When Stripe's KYB system (powered by Middesk) receives your business address, the first automated check is: *Is this address classified as CMR?* If yes, your application immediately enters an elevated review track.
Signal 2: Entity Density
KYB systems track how many business entities are registered at each address. A normal commercial address might have 1–5 businesses. A shared office building might have 20–50. A CMRA address in Sheridan, Wyoming has 65,000+.
There is no legitimate business scenario where 65,000 companies operate from a single suite. Fraud detection models treat extreme entity density as one of the strongest risk indicators available.
Signal 3: Historical Fraud Rate
Platforms maintain internal data on fraud rates per address. If an address has historically been associated with chargebacks, account takeovers, policy violations, or money laundering investigations, every future application from that address inherits a portion of that risk score.

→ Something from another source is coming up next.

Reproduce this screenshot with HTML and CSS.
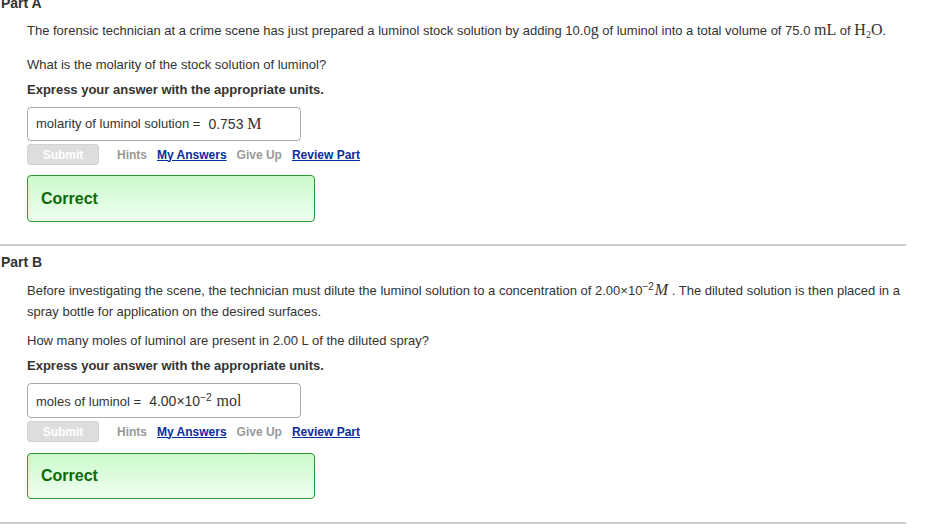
FILE: index.html
```html
<!DOCTYPE html>
<html>
<head>
<meta charset="utf-8">
<link rel="stylesheet" href="styles.css">
</head>
<body>
<div class="page">
  <section class="part part-a">
    <h2 class="part-title">Part A</h2>
    <div class="part-body">
      <p class="text intro">The forensic technician at a crime scene has just prepared a luminol stock solution by adding 10.0<span class="m">g</span> of luminol into a total volume of 75.0 <span class="m">mL</span> of <span class="m">H<sub>2</sub>O</span>.</p>
      <p class="text question">What is the molarity of the stock solution of luminol?</p>
      <p class="text instr">Express your answer with the appropriate units.</p>
      <div class="answer">
        <span class="label">molarity of luminol solution =</span>
        <span class="value">0.753 <span class="m unit">M</span></span>
      </div>
      <div class="actions">
        <span class="btn">Submit</span>
        <span class="act dim first">Hints</span>
        <a class="act link" href="#">My Answers</a>
        <span class="act dim">Give Up</span>
        <a class="act link" href="#">Review Part</a>
      </div>
      <div class="correct">Correct</div>
    </div>
  </section>
  <section class="part part-b">
    <h2 class="part-title">Part B</h2>
    <div class="part-body">
      <p class="text intro two">Before investigating the scene, the technician must dilute the luminol solution to a concentration of 2.00×10<sup>−2</sup><span class="m it">M</span> . The diluted solution is then placed in a spray bottle for application on the desired surfaces.</p>
      <p class="text question">How many moles of luminol are present in 2.00 L of the diluted spray?</p>
      <p class="text instr">Express your answer with the appropriate units.</p>
      <div class="answer tall">
        <span class="label">moles of luminol =</span>
        <span class="value">4.00×10<sup>−2</sup> <span class="m unit">mol</span></span>
      </div>
      <div class="actions">
        <span class="btn">Submit</span>
        <span class="act dim first">Hints</span>
        <a class="act link" href="#">My Answers</a>
        <span class="act dim">Give Up</span>
        <a class="act link" href="#">Review Part</a>
      </div>
      <div class="correct">Correct</div>
    </div>
  </section>
</div>
</body>
</html>
```
FILE: styles.css
```css
* { box-sizing: border-box; }
html, body { margin: 0; padding: 0; background: #fff; }
body {
  font-family: "Liberation Sans", Arial, sans-serif;
  color: #333;
  font-size: 13px;
  overflow: hidden;
}
.page { width: 906px; }
.part { border-bottom: 2px solid #cccccc; }
.part-a { margin-top: -5px; padding-bottom: 22px; }
.part-b { padding-top: 8px; padding-bottom: 23px; }
.part-title {
  margin: 0;
  padding-left: 1px;
  font-size: 14px;
  line-height: 16px;
  font-weight: bold;
  color: #333;
}
.part-body { padding-left: 27px; }
.text { margin: 0; font-size: 13px; line-height: 20px; }
.intro { margin-top: 9px; }
.intro.two { margin-top: 9px; line-height: 21px; }
.question { margin-top: 14px; }
.part-b .question { margin-top: 9px; }
.instr { margin-top: 5px; font-weight: bold; }
.m { font-family: "Liberation Serif", "Times New Roman", serif; font-size: 16px; }
.it { font-style: italic; }
sub { font-size: 10px; vertical-align: -3px; line-height: 0; }
sup { font-size: 10px; vertical-align: 5px; line-height: 0; margin-right: 1px; }
.answer {
  margin-top: 7px;
  width: 274px;
  height: 34px;
  border: 1px solid #aaa;
  border-radius: 4px;
  padding-left: 8px;
  padding-bottom: 1px;
  display: flex;
  align-items: center;
  gap: 8px;
  font-size: 13px;
}
.answer.tall { margin-top: 7px; height: 35px; padding-top: 1px; padding-bottom: 0; }
.value { font-size: 14px; }
.value .unit { font-size: 16px; }
.actions {
  margin-top: 3px;
  height: 21px;
  display: flex;
  align-items: center;
  font-weight: bold;
  font-size: 12px;
}
.btn {
  width: 72px;
  height: 21px;
  background: #dddddd;
  border: 1px solid #d2d2d2;
  border-radius: 3px;
  color: #fff;
  display: flex;
  align-items: center;
  justify-content: center;
}
.act { margin-left: 10px; }
.act.first { margin-left: 18px; }
.dim { color: #999; }
.link { color: #0a2d9e; text-decoration: underline; }
.correct {
  margin-top: 10px;
  width: 288px;
  height: 47px;
  border: 1px solid #2a9a2a;
  border-radius: 4px;
  background: linear-gradient(#ccf9cc, #effff0);
  color: #0a6a0a;
  font-weight: bold;
  font-size: 16px;
  display: flex;
  align-items: center;
  padding-left: 13px;
}
.part-b .correct { margin-top: 11px; height: 46px; }
```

The problem with high-density CMRA addresses is mathematical: with 65,000 entities, even a 0.1% fraud rate means 65 confirmed fraud cases linked to that address. That is enough to permanently elevate the risk score for every entity registered there.
Signal 4: No Utility Footprint
Legitimate businesses that occupy physical space generate utility records — broadband, electricity, phone service. KYB systems increasingly cross-reference addresses against utility databases. CMRA addresses have no utility accounts in the names of the tens of thousands of businesses registered there, because none of those businesses actually occupy the space.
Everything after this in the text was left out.